Shared Stories: I Saw the Inside of Hell

Anthony Caldwell is one of the thousands who worked at the fabled Bethlehem Steel plant in Vernon.  Anthony’s graphic description of the process of making steel highlights the powerful forces required for this product so necessary to our way of life.  Shared Stories is a weekly column featuring articles by participants in a writing class at the Norwalk Senior Center.  Bonnie Mansell is the instructor for this free class offered through the Cerritos College Adult Education Program. Curated by Carol Kearns.

By Anthony Caldwell
There has to be a heaven because I saw the inside of hell.  


In the 1970’s you could get a job doing anything. All you had to do was have the qualifications, or ‘lie’ about it. I got a job at ‘Big Beth’ – Bethlehem Steel in Vernon, California.


Bethlehem Steel recycled steel from scrap yards, junk yards, home products and the plant ran twenty-four hours a day.


On Vernon Avenue, cars waiting for trains or traffic lights to change had to roll up their windows to keep the heat out.  The plant sat right next to the street and the heat came from red-hot ingot cars coming out of the melt-ladle department.


My job with the maintenance department was to lube the equipment while it was working.  You had to be fast, unless all was locked-out (stopped).

We were on top of the red-hot heat ovens powered by natural gas and whose covers were made of bricks. If you had the bricks fail, well, goodbye! That didn’t scare me too bad.

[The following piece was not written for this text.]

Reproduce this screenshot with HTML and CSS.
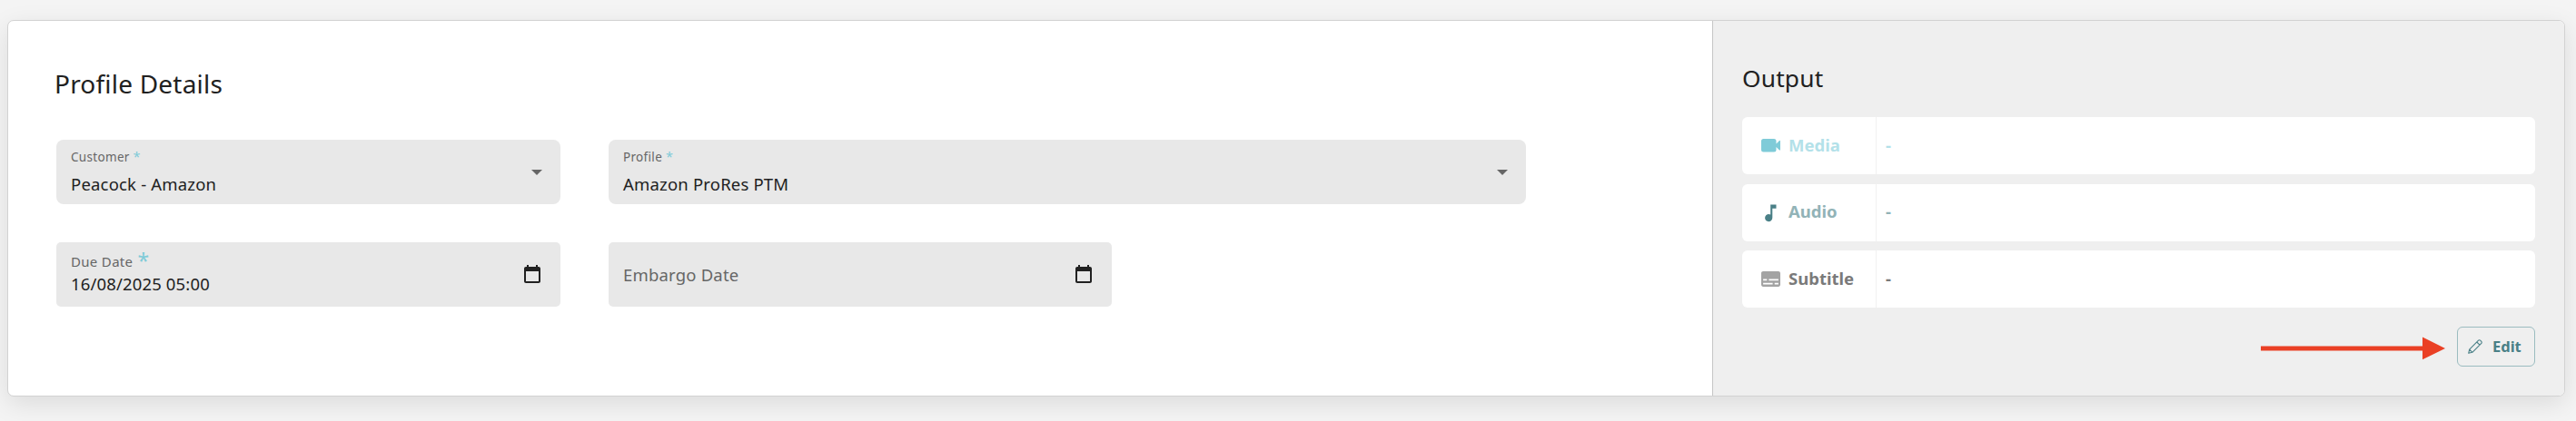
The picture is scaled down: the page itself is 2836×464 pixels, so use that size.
FILE: index.html
```html
<!DOCTYPE html>
<html lang="en">
<head>
<meta charset="utf-8">
<title>Profile Details</title>
<link rel="stylesheet" href="styles.css">
</head>
<body>
<main class="card">
  <section class="details">
    <h2 class="title">Profile Details</h2>
    <div class="fields">
      <div class="field select">
        <div class="text"><span class="label">Customer <i class="req">*</i></span><span class="value">Peacock - Amazon</span></div>
        <svg class="caret" viewBox="0 0 12 6"><path d="M0 0h12L6 6z"/></svg>
      </div>
      <div class="field select wide">
        <div class="text"><span class="label">Profile <i class="req">*</i></span><span class="value">Amazon ProRes PTM</span></div>
        <svg class="caret" viewBox="0 0 12 6"><path d="M0 0h12L6 6z"/></svg>
      </div>
      <div class="field date">
        <div class="text"><span class="label">Due Date <i class="req">*</i></span><span class="value">16/08/2025 05:00</span></div>
        <svg class="calendar" viewBox="0 0 24 24"><path d="M19 3h-1V1h-2v2H8V1H6v2H5c-1.11 0-1.99.9-1.99 2L3 19c0 1.1.89 2 2 2h14c1.1 0 2-.9 2-2V5c0-1.1-.9-2-2-2zm0 16H5V8h14v11z"/></svg>
      </div>
      <div class="field date">
        <span class="placeholder">Embargo Date</span>
        <svg class="calendar" viewBox="0 0 24 24"><path d="M19 3h-1V1h-2v2H8V1H6v2H5c-1.11 0-1.99.9-1.99 2L3 19c0 1.1.89 2 2 2h14c1.1 0 2-.9 2-2V5c0-1.1-.9-2-2-2zm0 16H5V8h14v11z"/></svg>
      </div>
    </div>
  </section>
  <aside class="output">
    <h2 class="title">Output</h2>
    <div class="rows">
      <div class="row media">
        <div class="kind"><svg class="icon" viewBox="0 0 21 21"><path d="M2.500 3h11.500a2.500 2.500 0 0 1 2.500 2.500V8.500L20 5a.6.6 0 0 1 1 .4v9.700a.6.6 0 0 1-1 .4l-3.500-3.500v3a2.500 2.500 0 0 1-2.500 2.500H2.500A2.500 2.500 0 0 1 0 15V5.500A2.500 2.500 0 0 1 2.500 3z"/></svg><b>Media</b></div><b class="amount">-</b>
      </div>
      <div class="row audio">
        <div class="kind"><svg class="icon" viewBox="0 0 21 21"><path d="M10.200 1.500h6.300v4.200h-4.200v10.400a4.100 4.100 0 1 1-2.100-3.600z"/></svg><b>Audio</b></div><b class="amount">-</b>
      </div>
      <div class="row subtitle">
        <div class="kind"><svg class="icon" viewBox="2 2 20 20"><path d="M20 4H4c-1.100 0-2 .9-2 2v12c0 1.100.9 2 2 2h16c1.100 0 2-.9 2-2V6c0-1.100-.9-2-2-2zM4 12h4v1.600H4V12zm10 5.600H4V16h10v1.600zm6 0h-4V16h4v1.600zm0-4H10V12h10v1.600z"/></svg><b>Subtitle</b></div><b class="amount">-</b>
      </div>
    </div>
    <div class="actions">
      <svg class="pointer" viewBox="0 0 204 26"><path d="M0 10.500h178V0.500l25 12.500-25 12.300v-9.800H0z"/></svg>
      <button class="edit"><svg class="pencil" viewBox="0 0 16 16"><path d="M.7 15.300l1-4.200L11.600 1.200a1.400 1.400 0 0 1 2 0l1.200 1.200a1.400 1.400 0 0 1 0 2L4.900 14.300zM9.800 3l3.200 3.200M1.700 11.100l3.200 3.200"/></svg><span>Edit</span></button>
    </div>
  </aside>
</main>
</body>
</html>
```
FILE: styles.css
```css
* { box-sizing: border-box; }
body {
  margin: 0;
  height: 464px;
  padding: 22px 12px 27px 8px;
  overflow: hidden;
  background: #f4f4f4;
  font-family: "Noto Sans", "Open Sans", sans-serif;
  color: #212121;
}
.card {
  display: flex;
  height: 415px;
  border: 1px solid #d2d2d2;
  border-radius: 7px;
  background: #fff;
  overflow: hidden;
  box-shadow: 0 8px 28px rgba(0, 0, 0, 0.1);
}
.details { width: 1876px; padding: 50px 0 0 53px; }
.title { margin: 0; font-size: 28px; line-height: 40px; font-weight: 400; letter-spacing: 0.0075em; }
.details .title { margin: -1px 0 42px -2px; }
.fields { display: grid; grid-template-columns: 555px 554px 403px; column-gap: 53px; row-gap: 42px; }
.field {
  height: 71px;
  display: flex;
  align-items: center;
  justify-content: space-between;
  padding: 0 20px 0 16px;
  border-radius: 8px;
  background: #e8e8e8;
}
.wide { grid-column: 2 / 4; }
.date { border-radius: 5px; }
.text { display: flex; flex-direction: column; letter-spacing: 0.02em; }
.label { font-size: 13.500px; line-height: 20px; color: #666; white-space: nowrap; }
.value, .placeholder { font-size: 18.500px; line-height: 26px; letter-spacing: 0.01em; }
.select .value { margin-top: 6.500px; }
.placeholder { color: #666; }
.req { font-style: normal; color: #7fcbd8; }
.select .req { font-size: 14.500px; line-height: 1px; }
.date .text { padding-bottom: 1px; }
.date .value { margin-top: 2px; letter-spacing: 0.008em; }
.date .label { font-size: 15px; }
.date .req { margin-left: 1px; font-size: 23px; line-height: 1px; vertical-align: -2px; }
.caret { width: 12px; height: 6px; fill: #666; }
.calendar { width: 24px; height: 24px; margin-right: -1px; fill: #212121; }
.output { flex: 1; padding: 43px 32px 0; border-left: 1px solid #c5c5c5; background: #efefef; }
.output .title { font-size: 26.300px; margin-bottom: 23px; }
.rows { display: grid; gap: 10.500px; }
.row { height: 63px; display: flex; align-items: center; border-radius: 6px; background: #fff; font-size: 18.500px; }
.kind { width: 148px; height: 100%; display: flex; align-items: center; gap: 9px; padding-left: 21px; border-right: 1px solid #f1f1f1; }
.icon { width: 21px; height: 21px; fill: currentColor; }
.row b { padding-bottom: 2px; font-weight: 700; line-height: 26px; }
.amount { margin-left: 10px; }
.media { color: #7fcbd8; }
.media b { color: #b3e1e9; }
.audio { color: #4a8087; }
.audio b { color: #92b3b7; }
.subtitle { color: #a3a3a3; }
.subtitle b { color: #7a7a7a; }
.actions { display: flex; justify-content: flex-end; align-items: center; gap: 12px; margin-top: 21px; }
.pointer { width: 204px; height: 26px; margin-top: 4px; fill: #ea4025; }
.edit {
  width: 86px;
  height: 44px;
  display: flex;
  align-items: center;
  gap: 11px;
  padding: 0 0 0 11px;
  border: 1px solid #9bbcc0;
  border-radius: 6px;
  background: transparent;
  color: #4a8087;
  font: 700 16.500px "Noto Sans", sans-serif;
}
.edit span { padding-bottom: 1px; }
.pencil { width: 16px; height: 16px; fill: none; stroke: currentColor; stroke-width: 1.1; stroke-linejoin: round; }
```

But on top of the gantry crane, overlooking the electric, carbon-arc melting crucibles, the foreman called, “Hang on!  We have to make a dump into the melt. So stay put!”


The 50-ft. gantry crane started moving down the hundred-yard long dark, dirty building.  It picked up a dump container full of refrigerators, electric irons, pots, pans, and whatever junk steel was in it and went back to the electric melt-crucibles department.  


I looked over the side and my hand brushed the black, gritty slag – dust – over the side.  The top of the forty-foot wide lid raised up and moved with its hundreds of cables of copper wires and carbon arc electrodes swinging out of the way.


I looked down at the white-hot and red molten steel and slag.  The dump container opened its bottom and the contents poured into the molten brew.


Then all hell broke loose.  Explosions - red, green, purple, black, yellow - clouds like a storm enveloped us and the gantry crane!


Breathing the whirlwind of complete pollution was impossible!  You had to cover your face and your dust mask with anything handy. I did my best with paper towels and felt my skin react to many poisonous types of chemicals.


Finally the gantry crane moved away from the big pot and the lid swung back and closed. Then the cables started dancing, and the electric power returned.

The next day I asked for a transfer, and being denied, I quit on the spot.